* Stated problem: Using the entries that follow, collect the lines where the word "this" appears.

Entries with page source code

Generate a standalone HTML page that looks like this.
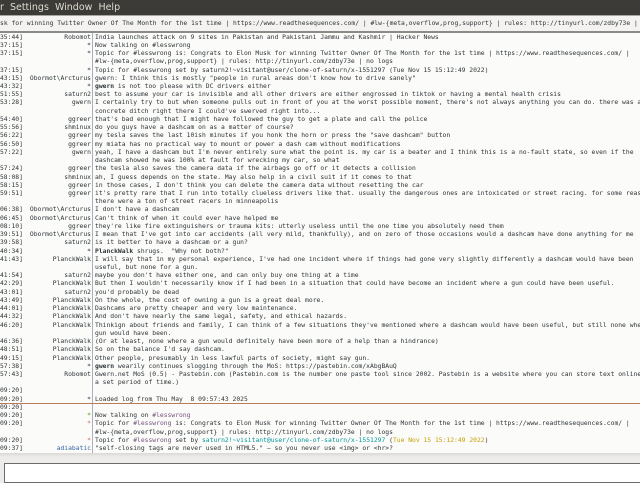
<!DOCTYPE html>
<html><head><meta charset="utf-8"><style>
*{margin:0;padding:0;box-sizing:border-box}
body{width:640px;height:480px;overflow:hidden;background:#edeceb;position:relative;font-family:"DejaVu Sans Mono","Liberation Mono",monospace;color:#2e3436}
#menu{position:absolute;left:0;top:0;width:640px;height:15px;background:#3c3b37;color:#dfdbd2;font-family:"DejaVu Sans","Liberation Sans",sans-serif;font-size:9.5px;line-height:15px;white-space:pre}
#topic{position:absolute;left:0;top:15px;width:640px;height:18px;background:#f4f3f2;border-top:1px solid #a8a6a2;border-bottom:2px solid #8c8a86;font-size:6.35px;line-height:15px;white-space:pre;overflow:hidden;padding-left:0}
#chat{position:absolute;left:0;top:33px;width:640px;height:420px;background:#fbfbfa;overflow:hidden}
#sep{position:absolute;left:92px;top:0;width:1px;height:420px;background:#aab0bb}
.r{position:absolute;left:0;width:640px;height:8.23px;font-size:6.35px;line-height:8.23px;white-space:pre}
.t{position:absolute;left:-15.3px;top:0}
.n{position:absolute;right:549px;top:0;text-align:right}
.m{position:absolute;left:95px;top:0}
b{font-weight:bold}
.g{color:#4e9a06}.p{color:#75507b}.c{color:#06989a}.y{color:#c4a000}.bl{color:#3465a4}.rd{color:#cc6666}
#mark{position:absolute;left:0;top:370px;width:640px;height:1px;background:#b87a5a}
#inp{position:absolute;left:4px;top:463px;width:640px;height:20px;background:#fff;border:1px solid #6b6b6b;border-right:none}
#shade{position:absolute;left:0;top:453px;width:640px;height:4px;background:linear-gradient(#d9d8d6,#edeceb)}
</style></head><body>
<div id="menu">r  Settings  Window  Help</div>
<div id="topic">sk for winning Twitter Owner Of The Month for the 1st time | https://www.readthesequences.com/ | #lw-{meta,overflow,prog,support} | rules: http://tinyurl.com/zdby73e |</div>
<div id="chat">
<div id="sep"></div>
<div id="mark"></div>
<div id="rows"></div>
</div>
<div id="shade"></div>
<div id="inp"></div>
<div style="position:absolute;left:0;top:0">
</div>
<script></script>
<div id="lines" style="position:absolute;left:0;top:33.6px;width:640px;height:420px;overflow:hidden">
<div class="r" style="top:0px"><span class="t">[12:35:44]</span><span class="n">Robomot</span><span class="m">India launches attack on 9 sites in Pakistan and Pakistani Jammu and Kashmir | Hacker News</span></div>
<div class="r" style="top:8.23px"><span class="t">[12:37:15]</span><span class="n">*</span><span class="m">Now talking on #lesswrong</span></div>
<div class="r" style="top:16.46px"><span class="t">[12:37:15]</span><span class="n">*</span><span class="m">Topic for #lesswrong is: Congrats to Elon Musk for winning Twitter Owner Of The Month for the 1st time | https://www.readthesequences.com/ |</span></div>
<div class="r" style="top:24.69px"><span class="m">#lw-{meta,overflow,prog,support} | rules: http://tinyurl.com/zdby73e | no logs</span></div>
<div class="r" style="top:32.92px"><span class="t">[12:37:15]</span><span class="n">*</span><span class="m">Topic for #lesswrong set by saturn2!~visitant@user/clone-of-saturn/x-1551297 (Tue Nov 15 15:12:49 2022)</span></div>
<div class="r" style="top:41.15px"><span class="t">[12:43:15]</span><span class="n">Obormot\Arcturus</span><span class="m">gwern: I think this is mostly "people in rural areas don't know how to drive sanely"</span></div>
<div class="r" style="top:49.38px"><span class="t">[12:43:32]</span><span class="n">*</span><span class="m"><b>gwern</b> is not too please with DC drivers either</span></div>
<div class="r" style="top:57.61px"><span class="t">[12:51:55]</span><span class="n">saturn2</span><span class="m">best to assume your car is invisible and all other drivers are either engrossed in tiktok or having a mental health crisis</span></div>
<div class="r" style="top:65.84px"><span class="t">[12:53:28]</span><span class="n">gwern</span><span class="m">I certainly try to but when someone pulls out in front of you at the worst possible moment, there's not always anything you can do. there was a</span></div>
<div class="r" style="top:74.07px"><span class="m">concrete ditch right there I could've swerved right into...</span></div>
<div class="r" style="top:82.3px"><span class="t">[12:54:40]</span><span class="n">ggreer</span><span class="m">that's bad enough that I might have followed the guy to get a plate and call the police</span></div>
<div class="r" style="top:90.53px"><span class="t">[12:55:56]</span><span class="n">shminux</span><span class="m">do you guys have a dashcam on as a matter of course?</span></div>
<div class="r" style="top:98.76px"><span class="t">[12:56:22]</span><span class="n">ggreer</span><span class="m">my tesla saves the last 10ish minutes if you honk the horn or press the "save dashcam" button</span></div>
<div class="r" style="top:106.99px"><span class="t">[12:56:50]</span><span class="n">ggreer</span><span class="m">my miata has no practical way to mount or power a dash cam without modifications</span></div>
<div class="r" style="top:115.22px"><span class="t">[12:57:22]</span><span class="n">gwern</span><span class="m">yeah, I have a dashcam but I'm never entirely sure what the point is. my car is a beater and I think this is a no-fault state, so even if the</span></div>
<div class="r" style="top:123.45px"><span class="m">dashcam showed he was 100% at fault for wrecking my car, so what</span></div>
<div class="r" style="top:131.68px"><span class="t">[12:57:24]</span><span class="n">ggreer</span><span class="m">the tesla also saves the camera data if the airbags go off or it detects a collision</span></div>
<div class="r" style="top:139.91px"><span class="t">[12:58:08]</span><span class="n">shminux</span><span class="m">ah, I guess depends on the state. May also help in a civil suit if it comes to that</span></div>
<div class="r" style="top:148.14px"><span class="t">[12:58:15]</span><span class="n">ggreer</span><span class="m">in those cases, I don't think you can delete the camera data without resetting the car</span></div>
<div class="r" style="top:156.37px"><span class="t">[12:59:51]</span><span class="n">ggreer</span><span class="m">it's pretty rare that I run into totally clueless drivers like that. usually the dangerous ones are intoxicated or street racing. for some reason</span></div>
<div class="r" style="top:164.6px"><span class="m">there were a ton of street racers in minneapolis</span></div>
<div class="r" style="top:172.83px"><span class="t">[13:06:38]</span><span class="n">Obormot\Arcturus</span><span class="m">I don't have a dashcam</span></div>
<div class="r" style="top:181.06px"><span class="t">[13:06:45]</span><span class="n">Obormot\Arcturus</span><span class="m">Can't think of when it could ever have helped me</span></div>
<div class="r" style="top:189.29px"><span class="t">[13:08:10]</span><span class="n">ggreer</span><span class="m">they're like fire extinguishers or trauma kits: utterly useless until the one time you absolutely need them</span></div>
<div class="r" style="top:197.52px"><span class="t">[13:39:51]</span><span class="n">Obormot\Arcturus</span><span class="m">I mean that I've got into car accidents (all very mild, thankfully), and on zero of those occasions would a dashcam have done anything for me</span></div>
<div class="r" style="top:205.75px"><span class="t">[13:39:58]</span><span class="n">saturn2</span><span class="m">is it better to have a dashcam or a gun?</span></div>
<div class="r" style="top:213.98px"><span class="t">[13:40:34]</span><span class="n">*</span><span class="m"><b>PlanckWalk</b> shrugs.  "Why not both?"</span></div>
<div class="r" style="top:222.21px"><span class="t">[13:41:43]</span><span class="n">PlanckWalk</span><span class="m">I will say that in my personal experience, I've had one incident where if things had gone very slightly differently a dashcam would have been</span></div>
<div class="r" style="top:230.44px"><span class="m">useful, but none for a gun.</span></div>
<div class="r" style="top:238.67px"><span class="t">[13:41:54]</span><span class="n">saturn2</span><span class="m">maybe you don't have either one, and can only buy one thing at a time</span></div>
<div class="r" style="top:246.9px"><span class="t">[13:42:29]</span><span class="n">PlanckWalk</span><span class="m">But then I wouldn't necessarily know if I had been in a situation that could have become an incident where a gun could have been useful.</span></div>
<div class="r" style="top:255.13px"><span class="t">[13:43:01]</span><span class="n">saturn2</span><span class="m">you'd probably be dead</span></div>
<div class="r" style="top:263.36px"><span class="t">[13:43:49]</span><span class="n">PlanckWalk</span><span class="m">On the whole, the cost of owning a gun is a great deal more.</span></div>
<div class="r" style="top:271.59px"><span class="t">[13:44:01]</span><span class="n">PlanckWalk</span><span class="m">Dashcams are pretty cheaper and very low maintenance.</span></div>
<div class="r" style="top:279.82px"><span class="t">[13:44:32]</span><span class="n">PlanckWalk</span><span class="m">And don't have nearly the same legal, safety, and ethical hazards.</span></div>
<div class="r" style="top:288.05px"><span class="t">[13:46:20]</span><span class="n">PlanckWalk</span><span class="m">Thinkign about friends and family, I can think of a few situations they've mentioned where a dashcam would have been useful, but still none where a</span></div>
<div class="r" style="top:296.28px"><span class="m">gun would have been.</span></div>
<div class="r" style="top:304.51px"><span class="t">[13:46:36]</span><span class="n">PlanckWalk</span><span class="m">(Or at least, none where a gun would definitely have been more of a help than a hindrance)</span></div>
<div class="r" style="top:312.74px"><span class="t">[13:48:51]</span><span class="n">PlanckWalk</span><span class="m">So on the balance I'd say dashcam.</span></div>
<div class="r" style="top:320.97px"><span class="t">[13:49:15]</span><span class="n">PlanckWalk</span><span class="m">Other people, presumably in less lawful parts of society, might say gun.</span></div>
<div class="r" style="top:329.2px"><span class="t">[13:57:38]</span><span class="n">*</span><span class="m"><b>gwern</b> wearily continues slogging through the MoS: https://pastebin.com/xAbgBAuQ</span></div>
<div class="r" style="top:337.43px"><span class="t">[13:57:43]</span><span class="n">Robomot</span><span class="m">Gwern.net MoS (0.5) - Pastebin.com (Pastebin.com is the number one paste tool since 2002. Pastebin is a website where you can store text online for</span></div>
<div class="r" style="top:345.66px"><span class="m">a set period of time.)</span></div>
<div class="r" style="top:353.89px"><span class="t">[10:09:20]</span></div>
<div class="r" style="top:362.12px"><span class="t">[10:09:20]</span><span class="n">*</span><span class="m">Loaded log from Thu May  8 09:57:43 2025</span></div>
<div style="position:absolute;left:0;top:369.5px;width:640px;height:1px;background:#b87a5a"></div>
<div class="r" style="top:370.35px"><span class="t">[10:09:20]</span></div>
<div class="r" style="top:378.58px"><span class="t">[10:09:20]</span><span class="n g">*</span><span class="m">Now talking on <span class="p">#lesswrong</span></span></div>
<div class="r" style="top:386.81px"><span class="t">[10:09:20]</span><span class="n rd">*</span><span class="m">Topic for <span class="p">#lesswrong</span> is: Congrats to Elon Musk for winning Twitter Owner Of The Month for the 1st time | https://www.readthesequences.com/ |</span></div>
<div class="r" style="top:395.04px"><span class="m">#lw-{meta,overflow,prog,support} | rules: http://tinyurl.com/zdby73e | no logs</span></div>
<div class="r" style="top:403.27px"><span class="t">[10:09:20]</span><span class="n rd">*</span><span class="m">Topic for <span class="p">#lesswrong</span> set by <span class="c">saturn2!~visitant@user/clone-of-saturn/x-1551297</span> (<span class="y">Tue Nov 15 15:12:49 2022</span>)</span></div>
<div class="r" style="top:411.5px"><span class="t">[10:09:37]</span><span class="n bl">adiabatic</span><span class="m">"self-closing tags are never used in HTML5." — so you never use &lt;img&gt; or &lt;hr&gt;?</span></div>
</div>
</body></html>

---

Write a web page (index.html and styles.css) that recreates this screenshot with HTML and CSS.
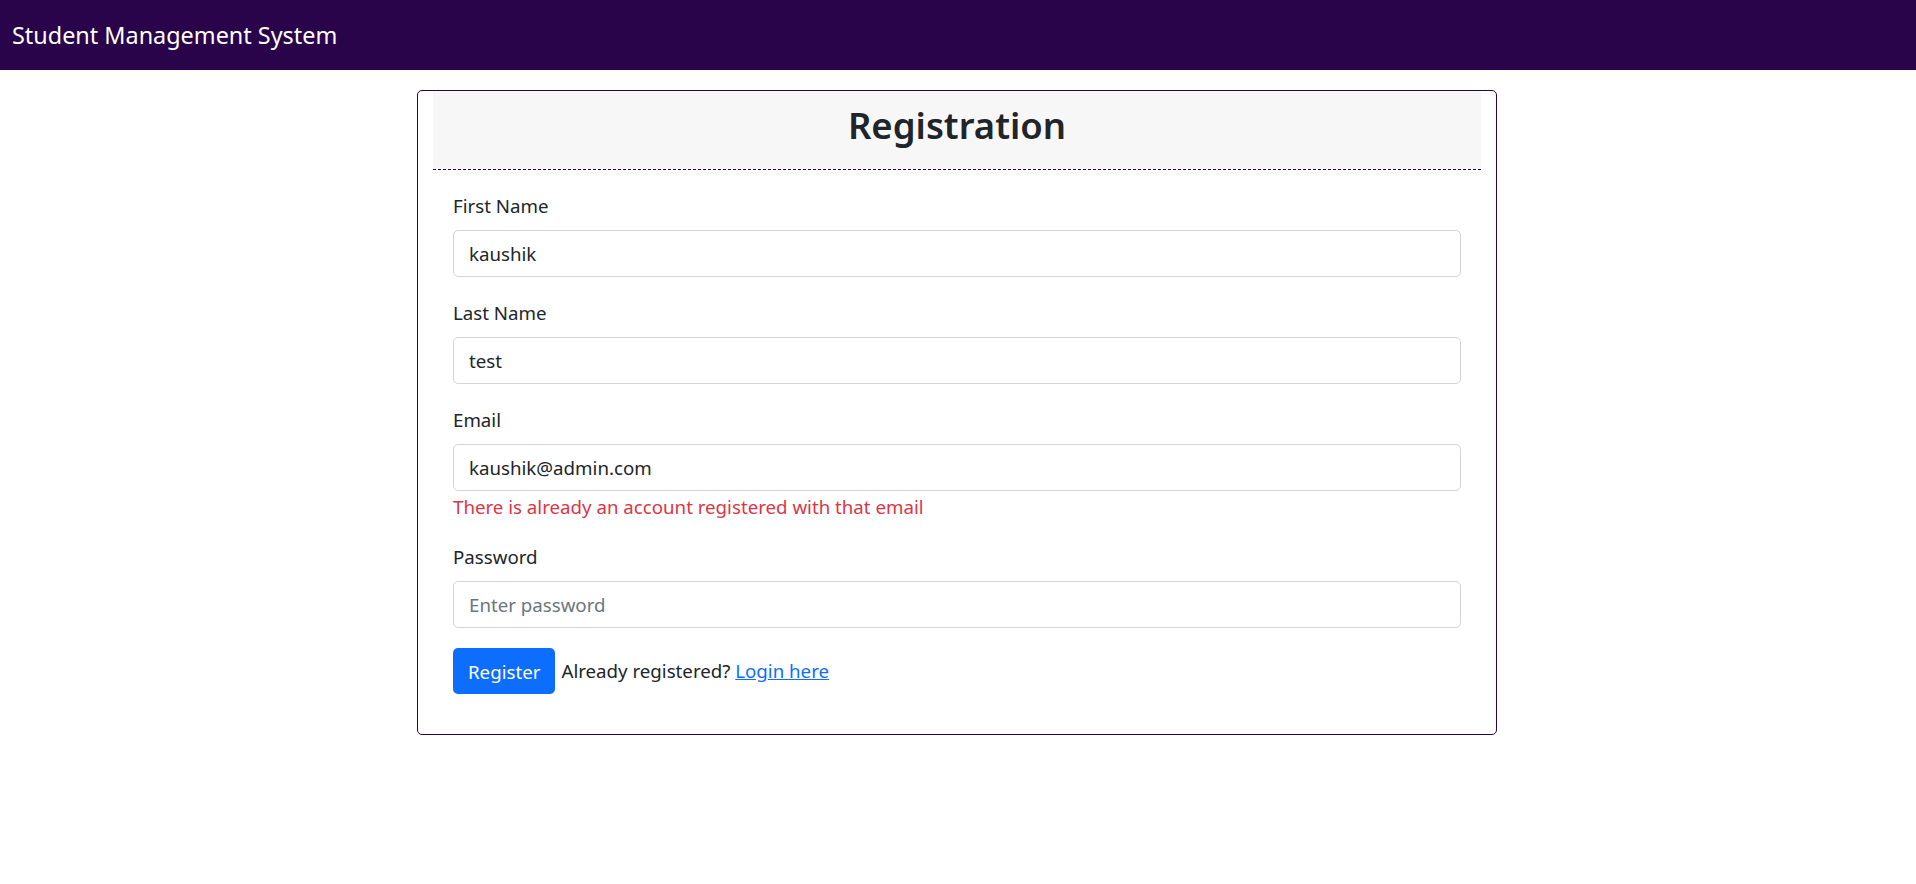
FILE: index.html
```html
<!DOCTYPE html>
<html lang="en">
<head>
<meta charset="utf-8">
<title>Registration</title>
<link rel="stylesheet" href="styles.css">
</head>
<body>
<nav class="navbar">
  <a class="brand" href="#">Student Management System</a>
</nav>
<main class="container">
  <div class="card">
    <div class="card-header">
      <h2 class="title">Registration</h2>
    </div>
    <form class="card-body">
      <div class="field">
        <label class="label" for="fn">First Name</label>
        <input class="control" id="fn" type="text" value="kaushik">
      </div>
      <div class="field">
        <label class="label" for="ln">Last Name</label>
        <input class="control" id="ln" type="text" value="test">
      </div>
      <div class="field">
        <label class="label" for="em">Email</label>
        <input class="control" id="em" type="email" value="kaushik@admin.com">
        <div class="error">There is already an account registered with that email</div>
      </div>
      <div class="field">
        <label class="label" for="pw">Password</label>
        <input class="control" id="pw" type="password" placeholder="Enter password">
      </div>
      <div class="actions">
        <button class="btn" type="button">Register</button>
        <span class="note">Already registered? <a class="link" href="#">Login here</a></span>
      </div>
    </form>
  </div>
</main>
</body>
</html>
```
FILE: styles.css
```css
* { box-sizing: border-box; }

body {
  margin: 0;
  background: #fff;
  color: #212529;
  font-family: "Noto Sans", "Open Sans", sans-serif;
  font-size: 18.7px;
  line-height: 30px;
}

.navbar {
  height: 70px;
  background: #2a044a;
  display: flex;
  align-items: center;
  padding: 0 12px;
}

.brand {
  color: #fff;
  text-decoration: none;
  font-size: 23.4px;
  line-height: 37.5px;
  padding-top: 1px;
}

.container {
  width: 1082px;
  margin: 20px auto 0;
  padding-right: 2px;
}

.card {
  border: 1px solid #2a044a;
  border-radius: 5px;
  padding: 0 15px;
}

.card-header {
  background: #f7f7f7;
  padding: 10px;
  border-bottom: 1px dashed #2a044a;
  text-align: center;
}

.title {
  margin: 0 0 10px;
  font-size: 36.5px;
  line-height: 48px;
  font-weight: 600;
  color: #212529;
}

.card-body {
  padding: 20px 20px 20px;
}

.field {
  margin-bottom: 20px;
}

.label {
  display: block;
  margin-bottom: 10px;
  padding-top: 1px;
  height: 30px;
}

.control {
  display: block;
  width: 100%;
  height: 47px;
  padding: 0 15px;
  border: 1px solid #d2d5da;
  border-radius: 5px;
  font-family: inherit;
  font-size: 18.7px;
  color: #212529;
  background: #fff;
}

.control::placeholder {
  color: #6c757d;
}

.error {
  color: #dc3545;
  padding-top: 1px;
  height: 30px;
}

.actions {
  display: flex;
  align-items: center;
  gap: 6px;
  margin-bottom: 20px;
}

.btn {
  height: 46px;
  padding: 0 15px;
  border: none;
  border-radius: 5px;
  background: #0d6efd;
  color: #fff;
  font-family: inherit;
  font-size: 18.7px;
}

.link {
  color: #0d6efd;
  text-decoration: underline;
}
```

* Exercise output:
Generate a standalone HTML page that looks like this.
<div class="r" style="top:41.15px"><span class="t">[12:43:15]</span><span class="n">Obormot\Arcturus</span><span class="m">gwern: I think this is mostly "people in rural areas don't know how to drive sanely"</span></div>
<div class="r" style="top:115.22px"><span class="t">[12:57:22]</span><span class="n">gwern</span><span class="m">yeah, I have a dashcam but I'm never entirely sure what the point is. my car is a beater and I think this is a no-fault state, so even if the</span></div>
Write a web page (index.html and styles.css) that recreates this screenshot with HTML and CSS.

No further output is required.